SHORTLISTED FOR THE WOLFSON HISTORY PRIZE
'Magnificent . . . Important and hugely readable' William Dalrymple, Financial Times
'A wildly ambitious and entertainingly lurid history' James Barr, The Times
'Highly readable . . . Baer's fine book gives a panoramic and thought-provoking account of over half a millennium of Ottoman and - it now goes without saying - European history' Guardian
'A winning portrait of seven centuries of empire, teeming with life and colour, human interest and oddity, cruelty and oppression mixed with pleasure, benevolence and great artistic beauty' Sunday Times
'A superb, gripping and refreshing new history - finely written and filled with fascinating characters and analysis - that places the dynasty where it belongs: at the centre of European history' Simon Sebag Montefiore, author of The Romanovs and Jerusalem
'A book as sweeping, colorful, and rich in extraordinary characters as the empire which it describes' Tom Holland
The Ottoman Empire has long been depicted as the Islamic-Asian antithesis of the Christian, European West.
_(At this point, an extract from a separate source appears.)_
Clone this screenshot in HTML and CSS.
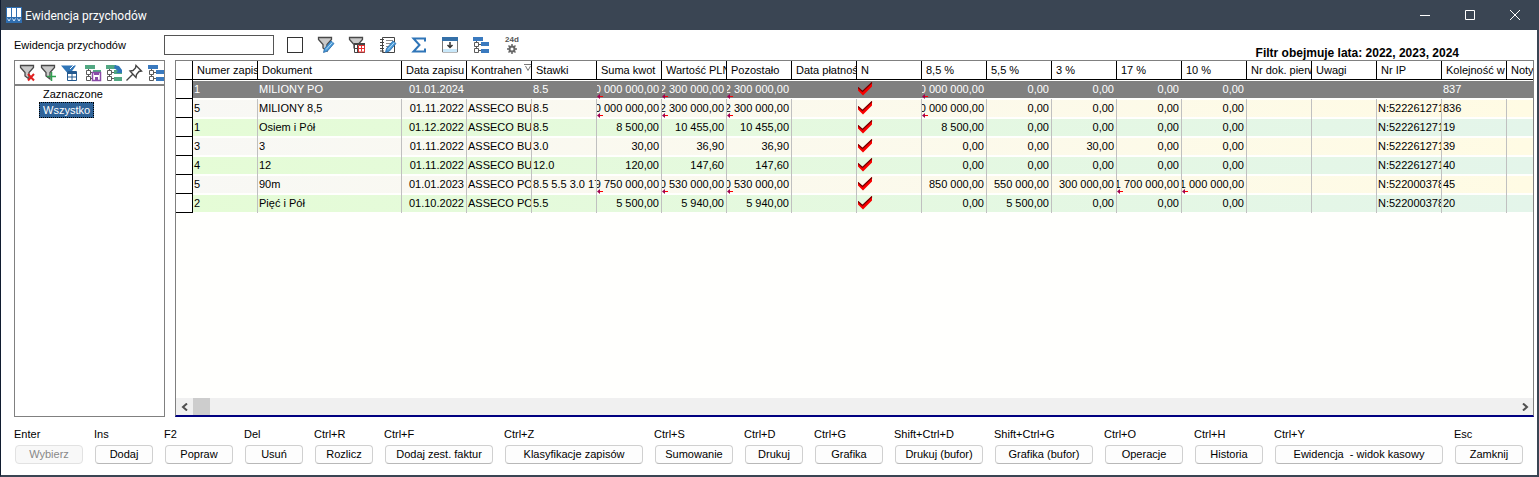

But the reality was starkly different: the Ottomans' multi-ethnic, multilingual, and multireligious domain reached deep into Europe's heart. Indeed, the Ottoman rulers saw themselves as the new Romans. Recounting the Ottomans' remarkable rise from a frontier principality to a world empire, historian Marc David Baer traces their debts to their Turkish, Mongolian, Islamic, and Byzantine heritage. The Ottomans pioneered religious toleration even as they used religious conversion to integrate conquered peoples. But in the nineteenth century, they embraced exclusivity, leading to ethnic cleansing, genocide, and the empire's demise after the First World War.
Upending Western accounts of the Renaissance, the Age of Exploration and the Reformation, The Ottomans vividly redefines the dynasty's enduring impact on Europe and the world.